As is often the case, there are a lot of things I'd like to improve, include, or modify, but time is always an issue. The Loch almost exclusively uses the default RPG Maker VX Ace Lite tilesets - I'd initially wanted to make my own tilesets for the game, simply to distinguish them from other games made with RPG Maker, but, for the sake of actually finishing the game before mid-August, I decided to set that aside - which was ultimately for the best, considering most of the sprites I'd drawn were either overly-simple or overly-complex!

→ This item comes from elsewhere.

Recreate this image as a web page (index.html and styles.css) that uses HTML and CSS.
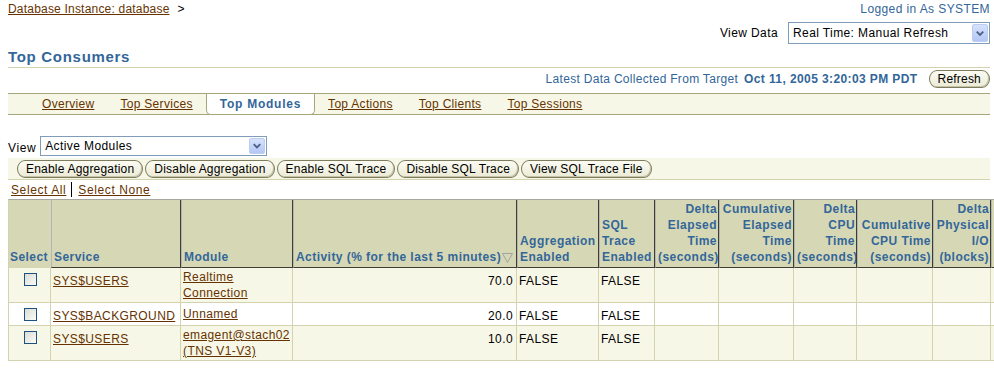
FILE: index.html
```html
<!DOCTYPE html>
<html>
<head>
<meta charset="utf-8">
<title>Top Consumers</title>
<link rel="stylesheet" href="styles.css">
</head>
<body>
<div class="page">
  <div class="top">
    <div class="crumbs"><a href="#">Database Instance: database</a><span class="sep">&gt;</span></div>
    <div class="user">Logged in As SYSTEM</div>
  </div>
  <div class="viewdata">
    <span>View Data</span>
    <div class="select wide"><span class="val">Real Time: Manual Refresh</span><span class="arrow"><svg width="15" height="16" viewBox="0 0 15 16"><path d="M4 6.5 L7.5 10 L11 6.5" fill="none" stroke="#4d6185" stroke-width="2"/></svg></span></div>
  </div>
  <h1>Top Consumers</h1>
  <div class="collected">
    <span>Latest Data Collected From Target</span>
    <b>Oct 11, 2005 3:20:03 PM PDT</b>
    <button class="btn refresh">Refresh</button>
  </div>
  <div class="tabs">
    <a class="tab" href="#">Overview</a>
    <a class="tab" href="#">Top Services</a>
    <span class="tab active">Top Modules</span>
    <a class="tab" href="#">Top Actions</a>
    <a class="tab" href="#">Top Clients</a>
    <a class="tab" href="#">Top Sessions</a>
  </div>
  <div class="viewrow">
    <span>View</span>
    <div class="select view"><span class="val">Active Modules</span><span class="arrow"><svg width="15" height="16" viewBox="0 0 15 16"><path d="M4 6 L7.5 9.5 L11 6" fill="none" stroke="#4d6185" stroke-width="2"/></svg></span></div>
  </div>
  <div class="btnbar">
    <button class="btn">Enable Aggregation</button>
    <button class="btn">Disable Aggregation</button>
    <button class="btn">Enable SQL Trace</button>
    <button class="btn">Disable SQL Trace</button>
    <button class="btn">View SQL Trace File</button>
  </div>
  <div class="selall"><a href="#">Select All</a><span class="bar"></span><a href="#">Select None</a></div>
  <table class="grid">
    <colgroup>
      <col style="width:42px"><col style="width:130px"><col style="width:112px"><col style="width:224px"><col style="width:82px"><col style="width:56px"><col style="width:64px"><col style="width:75px"><col style="width:63px"><col style="width:76px"><col style="width:58px"><col style="width:84px">
    </colgroup>
    <thead>
      <tr>
        <th class="sel">Select</th>
        <th class="s">Service</th>
        <th class="s">Module</th>
        <th class="s act">Activity (% for the last 5 minutes)<svg class="sort" width="11" height="10" viewBox="0 0 11 10"><path d="M0.5 0.5 H10.5 L5.5 9.5 Z" fill="none" stroke="#a3a3a3"/></svg></th>
        <th class="s">Aggregation<br>Enabled</th>
        <th class="s">SQL<br>Trace<br>Enabled</th>
        <th class="s r">Delta<br>Elapsed<br>Time<br>(seconds)</th>
        <th class="s r">Cumulative<br>Elapsed<br>Time<br>(seconds)</th>
        <th class="s r">Delta<br>CPU<br>Time<br>(seconds)</th>
        <th class="s r">Cumulative<br>CPU Time<br>(seconds)</th>
        <th class="s r">Delta<br>Physical<br>I/O<br>(blocks)</th>
        <th class="s r">Cumulative<br>Physical I/O<br>(blocks)</th>
      </tr>
    </thead>
    <tbody>
      <tr class="odd">
        <td class="c"><span class="cb"></span></td>
        <td><a href="#">SYS$USERS</a></td>
        <td class="m"><a href="#">Realtime<br>Connection</a></td>
        <td class="r">70.0</td>
        <td>FALSE</td>
        <td>FALSE</td>
        <td></td><td></td><td></td><td></td><td></td><td></td>
      </tr>
      <tr class="even">
        <td class="c"><span class="cb"></span></td>
        <td><a href="#">SYS$BACKGROUND</a></td>
        <td class="m"><a href="#">Unnamed</a></td>
        <td class="r">20.0</td>
        <td>FALSE</td>
        <td>FALSE</td>
        <td></td><td></td><td></td><td></td><td></td><td></td>
      </tr>
      <tr class="odd">
        <td class="c"><span class="cb"></span></td>
        <td><a href="#">SYS$USERS</a></td>
        <td class="m"><a href="#">emagent@stach02<br>(TNS V1-V3)</a></td>
        <td class="r">10.0</td>
        <td>FALSE</td>
        <td>FALSE</td>
        <td></td><td></td><td></td><td></td><td></td><td></td>
      </tr>
    </tbody>
  </table>
</div>
</body>
</html>
```
FILE: styles.css
```css
html, body {
  margin: 0;
  padding: 0;
  background: #fff;
  overflow: hidden;
}
body {
  font-family: "Liberation Sans", Arial, sans-serif;
  font-size: 12px;
  letter-spacing: 0.4px;
  color: #000;
}
a {
  color: #663300;
  text-decoration: underline;
}
.page {
  width: 982px;
  padding: 0 4px 0 8px;
}
.top {
  display: flex;
  justify-content: space-between;
  height: 18px;
  line-height: 19px;
}
.crumbs {
  letter-spacing: 0.2px;
}
.crumbs .sep {
  margin-left: 8px;
}
.user {
  color: #336699;
}
.viewdata {
  display: flex;
  justify-content: flex-end;
  align-items: center;
  gap: 10px;
  margin-top: 4px;
  height: 22px;
}
.select {
  box-sizing: border-box;
  border: 1px solid #7f9db9;
  background: #fff;
  display: flex;
  align-items: center;
  justify-content: space-between;
  padding-left: 4px;
  padding-right: 1px;
}
.select.wide {
  width: 202px;
  height: 22px;
}
.select.view {
  width: 227px;
  height: 20px;
}
.select .arrow {
  box-sizing: border-box;
  width: 16px;
  height: calc(100% - 2px);
  border: 1px solid #bccdf3;
  border-radius: 2px;
  background: linear-gradient(#d6e2fc, #b3c7f5);
  display: flex;
  align-items: center;
  justify-content: center;
}
.select .arrow svg {
  display: block;
}
h1 {
  margin: 0;
  padding: 4px 0 2px;
  font-size: 15px;
  line-height: 17px;
  font-weight: bold;
  letter-spacing: 0.7px;
  color: #336699;
  border-bottom: 1px solid #d3d3b0;
}
.collected {
  display: flex;
  justify-content: flex-end;
  align-items: center;
  gap: 6px;
  height: 18px;
  margin-top: 2px;
  color: #336699;
}
.collected > span {
  letter-spacing: 0.3px;
}
.collected b {
  letter-spacing: 0.4px;
  margin-right: 5px;
}
.btn {
  font-family: "Liberation Sans", Arial, sans-serif;
  font-size: 12px;
  letter-spacing: 0.2px;
  color: #000;
  height: 18px;
  line-height: 16px;
  padding: 0 8px;
  margin: 0;
  border: 1px solid #7d7d5e;
  border-radius: 8px / 9px;
  background: linear-gradient(#fbfbf3, #ecebd6);
  box-shadow: inset -1px -1px 0 #c4c3a8;
  cursor: pointer;
}
.tabs {
  display: flex;
  align-items: flex-start;
  margin-top: 5px;
  height: 20px;
  border-top: 1px solid #a6a67e;
  border-bottom: 1px solid #a6a67e;
  background: #f7f7e7;
  padding-left: 21px;
}
.tab {
  padding: 0 13px;
  line-height: 20px;
  letter-spacing: 0.3px;
}
.tab.active {
  background: #fff;
  border: 1px solid #a6a67e;
  border-top: none;
  border-radius: 0 0 5px 5px;
  font-weight: bold;
  color: #336699;
  letter-spacing: 0.75px;
  padding: 0 13px;
}
.viewrow {
  display: flex;
  align-items: center;
  gap: 4px;
  margin-top: 21px;
  height: 20px;
}
.viewrow > span {
  padding-top: 3px;
  letter-spacing: 0.6px;
}
.btnbar {
  display: flex;
  gap: 2px;
  margin-top: 2px;
  padding: 2px 9px 1px;
  background: #f7f7e7;
  border-bottom: 1px solid #d3d3b0;
}
.selall {
  display: flex;
  align-items: center;
  height: 19px;
  padding-left: 3px;
  letter-spacing: 0.6px;
}
.selall .bar {
  width: 1px;
  height: 15px;
  background: #000;
  margin: 0 6px 0 5px;
}
.grid {
  border-collapse: separate;
  border-spacing: 0;
  table-layout: fixed;
  width: 1066px;
  border-top: 1px solid #a8a8a0;
  border-left: 1px solid #d3d3b0;
}
.grid th {
  background: #d6d8b5;
  color: #336699;
  font-weight: bold;
  letter-spacing: 0.45px;
  text-align: left;
  vertical-align: bottom;
  line-height: 16px;
  padding: 1px 1px 2px 2px;
  white-space: nowrap;
  overflow: hidden;
}
.grid th.sel {
  padding-left: 1px;
  border-bottom: 1px solid #d6d8b5;
}
.grid th.s {
  border-left: 1px solid #b4b4b0;
  border-right: 1px solid #3d3d33;
  border-bottom: 1px solid #3d3d33;
}
.grid th.r {
  text-align: right;
}
.grid th.act .sort {
  float: right;
  margin: 4px 2px 0 0;
}
.grid td {
  line-height: 16px;
  padding: 5px 2px 1px 2px;
  vertical-align: top;
  white-space: nowrap;
  border-right: 1px solid #d3d3b0;
  border-bottom: 1px solid #d3d3b0;
}
.grid td.m {
  vertical-align: middle;
  padding-top: 1px;
  padding-bottom: 1px;
}
.grid td.r {
  text-align: right;
  padding-right: 3px;
}
.grid td.c {
  text-align: center;
  padding-left: 3px;
}
.grid tr.odd td {
  background: #f7f7e7;
}
.grid tr.even td {
  background: #fff;
}
.cb {
  display: inline-block;
  box-sizing: border-box;
  width: 13px;
  height: 13px;
  margin-top: 0;
  vertical-align: top;
  border: 1px solid #1c5180;
  background: linear-gradient(135deg, #dcdcd4, #fbfbf9);
}
```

I'd also have liked to include more distinct audio. I had the benefit of finding inchadney on the Free Sound Project, who has a girthy library of sound assets that were recorded in Scotland, including Scottish birdsong, which helped make the environment feel more like Scotland (and made it recognisable to Scottish people as well). However, I'd've liked to include Scottish ambient music - but, as ever, time was a factor, and it would take a lot of it to source a Scottish recording artist or two with free, open-source music, which could easily be looped, then implement it into the game at the appropriate points. The ambient background sounds of birdsong, waves, wind and rain were enough, I think, to put across the feeling of being by the side of a loch in Scotland.

All in all, I'm incredibly pleased with how The Loch turned out - I've gotten good feedback on it thus far, and I managed to include a lot of the systems and mechanisms that I felt the game required. It also meant that I could finally create a game that was distinctly set in a Scottish location, which, as a Scottish game designer who's also pro-Independence, was pretty close to my heart. The Loch definitely feels like a major success for me, and I hope at least some of the positivity I got from it comes across for all the folk who play it too!

You can download The Loch: A Scottish Fishing RPG from this Dropbox link:

Run the .exe file to extract the files, then run "Game.exe" to play!


  1. I've been looking around for information on this game, but seeing as that is apparently in very short supply, maybe this is the most direct means of asking.

    I can figure out what things like ATK, DEF, LUK, and AGI are.. but what the heck is AAT and ADF. Since the game never came with a readme explaining some of the systems outright, I've been a bit perplexed as to this function. You also have books that raise those two stats, but there relevance and usage does not immediately become obvious.

    I'm sorry if this sounds like a stupid question, but yeah. Otherwise, I think it's a pretty neat game and I'm enjoying it.

    1. It's not stupid at all - I've definitely left it unclear in the game! AAT stands for "Aggression Attack" and ADF for "Aggression Defence" - characters with higher AAT will do more damage when they use "Aggression" (GRR) skills like "Gonnae no dae that?" and "Lose the Rag". ADF isn't really used in the game, however, because none of the fish in the game use Aggression-based skills.

      I'm glad you're enjoying the game though, I'm delighted to hear it!